> **WHAT THE TASK ASKS**
Starting at the first line of the entries below, restate each line exactly until you reach the line with "const rows: React.ReactNode[] = [];", and print that one too. Leave the pictures out and stop there.
====== DATA LISTING ======
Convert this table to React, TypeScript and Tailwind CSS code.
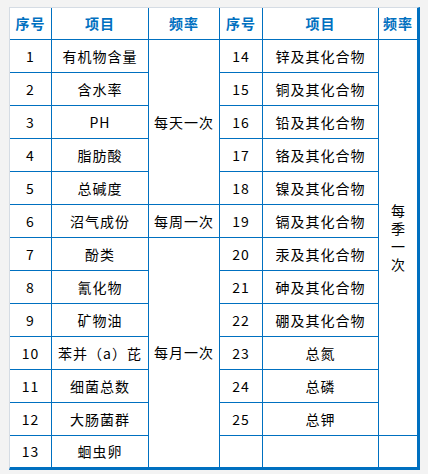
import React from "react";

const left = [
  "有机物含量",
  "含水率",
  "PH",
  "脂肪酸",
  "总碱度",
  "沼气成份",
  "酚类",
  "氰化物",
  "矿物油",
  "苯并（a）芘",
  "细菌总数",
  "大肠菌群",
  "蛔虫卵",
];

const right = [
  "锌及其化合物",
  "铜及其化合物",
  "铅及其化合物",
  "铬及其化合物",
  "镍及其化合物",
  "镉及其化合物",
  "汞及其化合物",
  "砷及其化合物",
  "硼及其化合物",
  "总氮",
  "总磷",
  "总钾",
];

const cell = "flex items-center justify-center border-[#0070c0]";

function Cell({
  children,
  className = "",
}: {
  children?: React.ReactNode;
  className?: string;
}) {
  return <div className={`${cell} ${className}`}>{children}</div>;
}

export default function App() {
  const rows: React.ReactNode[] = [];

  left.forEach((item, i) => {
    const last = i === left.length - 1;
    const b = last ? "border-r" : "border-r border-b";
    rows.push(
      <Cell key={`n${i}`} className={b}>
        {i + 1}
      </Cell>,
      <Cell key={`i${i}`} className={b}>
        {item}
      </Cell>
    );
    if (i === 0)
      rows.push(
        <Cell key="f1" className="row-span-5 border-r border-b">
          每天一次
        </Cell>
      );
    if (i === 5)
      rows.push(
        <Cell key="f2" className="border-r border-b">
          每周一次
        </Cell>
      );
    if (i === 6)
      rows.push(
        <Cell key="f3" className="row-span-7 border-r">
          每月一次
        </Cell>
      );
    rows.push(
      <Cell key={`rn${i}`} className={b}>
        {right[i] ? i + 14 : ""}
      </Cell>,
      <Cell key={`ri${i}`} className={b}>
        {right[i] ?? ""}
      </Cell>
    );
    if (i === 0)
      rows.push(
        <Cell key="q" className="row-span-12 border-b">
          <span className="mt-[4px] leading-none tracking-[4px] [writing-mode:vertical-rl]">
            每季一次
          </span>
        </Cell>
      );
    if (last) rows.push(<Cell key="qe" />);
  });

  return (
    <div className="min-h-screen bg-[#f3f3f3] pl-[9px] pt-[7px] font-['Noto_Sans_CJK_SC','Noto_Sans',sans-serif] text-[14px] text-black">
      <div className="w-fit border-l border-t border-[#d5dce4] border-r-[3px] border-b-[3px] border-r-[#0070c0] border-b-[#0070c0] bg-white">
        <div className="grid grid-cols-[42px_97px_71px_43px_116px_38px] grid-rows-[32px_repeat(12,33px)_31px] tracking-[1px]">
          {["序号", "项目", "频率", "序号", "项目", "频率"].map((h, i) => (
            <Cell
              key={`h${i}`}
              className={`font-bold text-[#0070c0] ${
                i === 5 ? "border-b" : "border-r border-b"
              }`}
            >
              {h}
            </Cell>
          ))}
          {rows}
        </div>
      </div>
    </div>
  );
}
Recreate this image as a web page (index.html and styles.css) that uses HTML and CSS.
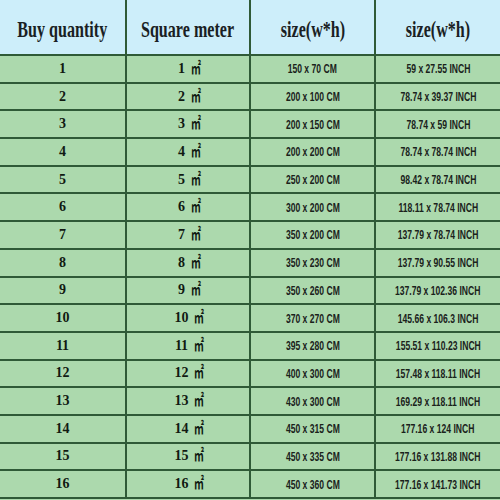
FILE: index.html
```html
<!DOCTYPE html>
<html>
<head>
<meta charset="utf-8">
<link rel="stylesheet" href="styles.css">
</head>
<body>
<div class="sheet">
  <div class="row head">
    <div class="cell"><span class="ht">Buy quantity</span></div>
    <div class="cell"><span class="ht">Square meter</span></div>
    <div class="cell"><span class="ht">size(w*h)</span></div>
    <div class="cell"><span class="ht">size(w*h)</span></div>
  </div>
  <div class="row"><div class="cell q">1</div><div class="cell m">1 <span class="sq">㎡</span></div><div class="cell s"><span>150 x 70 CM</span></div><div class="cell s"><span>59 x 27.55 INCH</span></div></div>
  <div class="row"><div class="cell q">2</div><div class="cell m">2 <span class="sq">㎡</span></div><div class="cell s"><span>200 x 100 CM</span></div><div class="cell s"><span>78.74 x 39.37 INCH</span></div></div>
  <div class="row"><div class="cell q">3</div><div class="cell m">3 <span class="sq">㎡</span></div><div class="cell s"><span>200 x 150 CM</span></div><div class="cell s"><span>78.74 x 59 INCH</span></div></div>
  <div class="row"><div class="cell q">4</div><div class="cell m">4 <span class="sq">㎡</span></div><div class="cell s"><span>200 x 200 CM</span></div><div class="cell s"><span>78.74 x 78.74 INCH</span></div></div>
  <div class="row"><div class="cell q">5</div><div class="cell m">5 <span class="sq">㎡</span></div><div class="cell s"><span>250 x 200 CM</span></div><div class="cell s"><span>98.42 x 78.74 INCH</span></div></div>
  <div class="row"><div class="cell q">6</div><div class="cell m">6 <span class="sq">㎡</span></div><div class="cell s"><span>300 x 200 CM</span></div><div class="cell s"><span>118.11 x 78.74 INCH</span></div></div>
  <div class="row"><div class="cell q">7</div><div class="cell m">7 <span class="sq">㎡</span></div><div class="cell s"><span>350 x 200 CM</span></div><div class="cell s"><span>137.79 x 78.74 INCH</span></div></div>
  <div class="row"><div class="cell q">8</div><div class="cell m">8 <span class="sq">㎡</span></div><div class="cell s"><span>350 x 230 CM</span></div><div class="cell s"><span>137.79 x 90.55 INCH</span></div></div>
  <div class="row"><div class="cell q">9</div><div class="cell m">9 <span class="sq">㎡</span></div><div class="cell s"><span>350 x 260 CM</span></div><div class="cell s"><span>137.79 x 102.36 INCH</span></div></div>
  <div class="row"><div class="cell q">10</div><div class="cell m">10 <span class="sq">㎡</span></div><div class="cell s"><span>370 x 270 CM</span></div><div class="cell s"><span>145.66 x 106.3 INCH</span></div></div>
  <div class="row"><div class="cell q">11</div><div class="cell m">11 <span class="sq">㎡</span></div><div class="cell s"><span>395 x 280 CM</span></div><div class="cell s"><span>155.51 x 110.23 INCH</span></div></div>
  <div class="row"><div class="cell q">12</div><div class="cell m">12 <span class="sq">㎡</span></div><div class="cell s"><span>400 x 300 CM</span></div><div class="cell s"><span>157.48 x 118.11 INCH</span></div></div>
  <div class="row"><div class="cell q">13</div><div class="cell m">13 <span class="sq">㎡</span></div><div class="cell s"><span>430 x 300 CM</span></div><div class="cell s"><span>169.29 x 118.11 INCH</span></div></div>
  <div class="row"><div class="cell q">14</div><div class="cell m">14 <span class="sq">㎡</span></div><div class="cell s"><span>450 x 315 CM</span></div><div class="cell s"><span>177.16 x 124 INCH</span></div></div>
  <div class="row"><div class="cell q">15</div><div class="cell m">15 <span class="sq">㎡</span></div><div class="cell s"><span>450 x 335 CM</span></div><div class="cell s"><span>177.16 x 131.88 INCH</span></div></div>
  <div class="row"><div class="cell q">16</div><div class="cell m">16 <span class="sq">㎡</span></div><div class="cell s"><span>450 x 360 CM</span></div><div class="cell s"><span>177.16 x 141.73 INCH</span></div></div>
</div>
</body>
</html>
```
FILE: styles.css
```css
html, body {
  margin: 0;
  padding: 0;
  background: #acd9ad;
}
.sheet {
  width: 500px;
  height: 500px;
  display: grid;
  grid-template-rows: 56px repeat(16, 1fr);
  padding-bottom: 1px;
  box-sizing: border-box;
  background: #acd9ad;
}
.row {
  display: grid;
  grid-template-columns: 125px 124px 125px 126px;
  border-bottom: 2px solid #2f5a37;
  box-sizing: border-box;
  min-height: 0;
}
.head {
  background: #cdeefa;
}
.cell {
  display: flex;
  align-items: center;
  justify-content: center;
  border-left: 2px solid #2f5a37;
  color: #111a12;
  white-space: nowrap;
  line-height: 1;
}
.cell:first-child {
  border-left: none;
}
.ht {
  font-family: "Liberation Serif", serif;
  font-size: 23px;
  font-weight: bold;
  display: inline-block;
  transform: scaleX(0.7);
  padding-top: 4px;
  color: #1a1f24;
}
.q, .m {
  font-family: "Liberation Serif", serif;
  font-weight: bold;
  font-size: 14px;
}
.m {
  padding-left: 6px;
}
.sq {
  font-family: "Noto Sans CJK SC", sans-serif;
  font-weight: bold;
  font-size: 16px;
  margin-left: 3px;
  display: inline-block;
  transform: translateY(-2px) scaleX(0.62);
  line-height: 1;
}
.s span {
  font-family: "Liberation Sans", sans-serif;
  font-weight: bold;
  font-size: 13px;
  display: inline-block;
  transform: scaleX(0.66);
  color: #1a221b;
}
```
======
> **THE COMPLETED TASK**
Convert this table to React, TypeScript and Tailwind CSS code.
import React from "react";

const left = [
  "有机物含量",
  "含水率",
  "PH",
  "脂肪酸",
  "总碱度",
  "沼气成份",
  "酚类",
  "氰化物",
  "矿物油",
  "苯并（a）芘",
  "细菌总数",
  "大肠菌群",
  "蛔虫卵",
];

const right = [
  "锌及其化合物",
  "铜及其化合物",
  "铅及其化合物",
  "铬及其化合物",
  "镍及其化合物",
  "镉及其化合物",
  "汞及其化合物",
  "砷及其化合物",
  "硼及其化合物",
  "总氮",
  "总磷",
  "总钾",
];

const cell = "flex items-center justify-center border-[#0070c0]";

function Cell({
  children,
  className = "",
}: {
  children?: React.ReactNode;
  className?: string;
}) {
  return <div className={`${cell} ${className}`}>{children}</div>;
}

export default function App() {
  const rows: React.ReactNode[] = [];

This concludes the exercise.